INFO kdl.prox.model2.rpt.RPT - Creating feature tables
INFO kdl.prox.model2.rpt.RPT - Done creating feature tables: 792 features.
INFO kdl.prox.model2.rpt.modules.learning.DefaultLearningModule
- Choosing split for 2068 subgs
portion of trace deleted
RPT written to ProxWebKB_RPT.xml
Applying model...
Writing predictions...
Computing accuracy (ACC)...
Computing area under ROC curve (AUC)...
Computing conditional likelihood (CLL)...
RPT results:
ACC: 0.8355104015481374
AUC: 0.8423346214179187
CLL: -1312.0900625717052
Status: finished running script
Note that some parts of the RPT model, such as choosing between two equivalent features, are non-deterministic, so your results may differ slightly from that shown above. You can close this window after the script finishes.

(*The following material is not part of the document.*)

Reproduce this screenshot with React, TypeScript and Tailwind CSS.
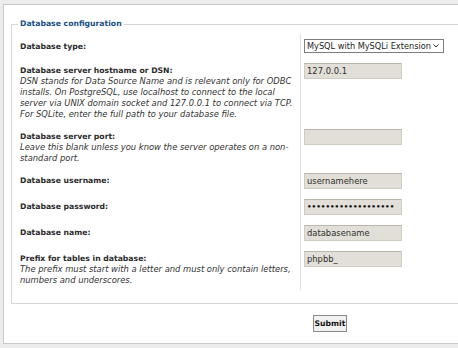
import React from "react";

const font = { fontFamily: '"DejaVu Sans", Verdana, sans-serif' };

interface RowProps {
  label: string;
  help?: React.ReactNode;
  children: React.ReactNode;
}

const Row: React.FC<RowProps> = ({ label, help, children }) => (
  <div className="flex">
    <div className="w-[289px] shrink-0 border-r border-[#e2e2e2] pl-[8px] pt-[7px] pb-[4px] leading-[11px]">
      <div className="text-[7.7px] font-bold text-[#2a2a2a]">{label}</div>
      {help && <div className="whitespace-nowrap text-[8.4px] italic text-[#333]">{help}</div>}
    </div>
    <div className="pl-[3px] pt-[5px] pb-[5px]">{children}</div>
  </div>
);

const TextBox: React.FC<{ value?: string; dots?: boolean }> = ({ value, dots }) => (
  <div
    className={
      "flex h-[16px] w-[98px] items-center overflow-hidden whitespace-nowrap border border-[#cfccc3] border-t-[#b9b6ad] bg-[#e1dfd7] pl-[2px] leading-none " +
      (dots ? "text-[7.2px] font-bold text-[#111]" : "text-[8.4px] text-[#2e2e2e]")
    }
  >
    {value}
  </div>
);

export default function App() {
  return (
    <div className="relative h-[348px] w-[458px] overflow-hidden bg-[#ececec] pl-[3px] pt-[4px]" style={font}>
      <div className="box-border h-[340px] w-[480px] border border-r-0 border-[#c9c9c9] bg-white pl-[7px]">
        <fieldset className="mt-[13px] border border-r-0 border-[#d6d6d6] pb-[13px]">
          <legend className="ml-[6px] px-[2px] text-[7.7px] font-bold leading-[12px] text-[#184f86]">
            Database configuration
          </legend>
          <div className="pt-[4px]">
            <Row label="Database type:">
              <div className="flex h-[14px] w-[140px] items-center justify-between overflow-hidden whitespace-nowrap border border-[#7d7d7d] bg-white pl-[2px] pr-[4px] text-[8.2px] leading-none text-[#222]">
                <span>MySQL with MySQLi Extension</span>
                <svg width="6" height="4" viewBox="0 0 6 4" fill="none" className="shrink-0">
                  <path d="M0.5 0.5 L3 3 L5.5 0.5" stroke="#333" strokeWidth="1" />
                </svg>
              </div>
            </Row>
            <Row
              label="Database server hostname or DSN:"
              help={
                <>
                  DSN stands for Data Source Name and is relevant only for ODBC
                  <br />
                  installs. On PostgreSQL, use localhost to connect to the local
                  <br />
                  server via UNIX domain socket and 127.0.0.1 to connect via TCP.
                  <br />
                  For SQLite, enter the full path to your database file.
                </>
              }
            >
              <TextBox value="127.0.0.1" />
            </Row>
            <Row
              label="Database server port:"
              help={
                <>
                  Leave this blank unless you know the server operates on a non-
                  <br />
                  standard port.
                </>
              }
            >
              <TextBox />
            </Row>
            <Row label="Database username:">
              <TextBox value="usernamehere" />
            </Row>
            <Row label="Database password:">
              <TextBox value="•••••••••••••••••••" dots />
            </Row>
            <Row label="Database name:">
              <TextBox value="databasename" />
            </Row>
            <Row
              label="Prefix for tables in database:"
              help={
                <>
                  The prefix must start with a letter and must only contain letters,
                  <br />
                  numbers and underscores.
                </>
              }
            >
              <TextBox value="phpbb_" />
            </Row>
          </div>
        </fieldset>
        <div className="mt-[11px] pl-[302px]">
          <button className="flex h-[17px] w-[34px] items-center justify-center border border-[#8a8a8a] bg-[#f1f1f1] text-[7.7px] font-bold leading-none text-[#111]">
            Submit
          </button>
        </div>
      </div>
    </div>
  );
}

Examine the values predicted by the RPT. Drill down through the container hierarchy in the Proximity Database Browser to display the list of subgraphs for the /1d-clusters/samples/1 container. Click a subgraph ID, then click attrs to display the attributes for that subgraph. The example below shows the value for subgraph 0, which shows that the model predicts that the core page for this subgraph (object 1) has a pagetype of Other You can compare this to the actual value of pagetype by examining the attribute values for object 1.
![]() |
Recall that the RPT only makes predictions for core objects in the test container. Therefore, after learning the model, only the subgraphs in the 1d-clusters/samples/1 container have a value for rpt_pagetype_prediction.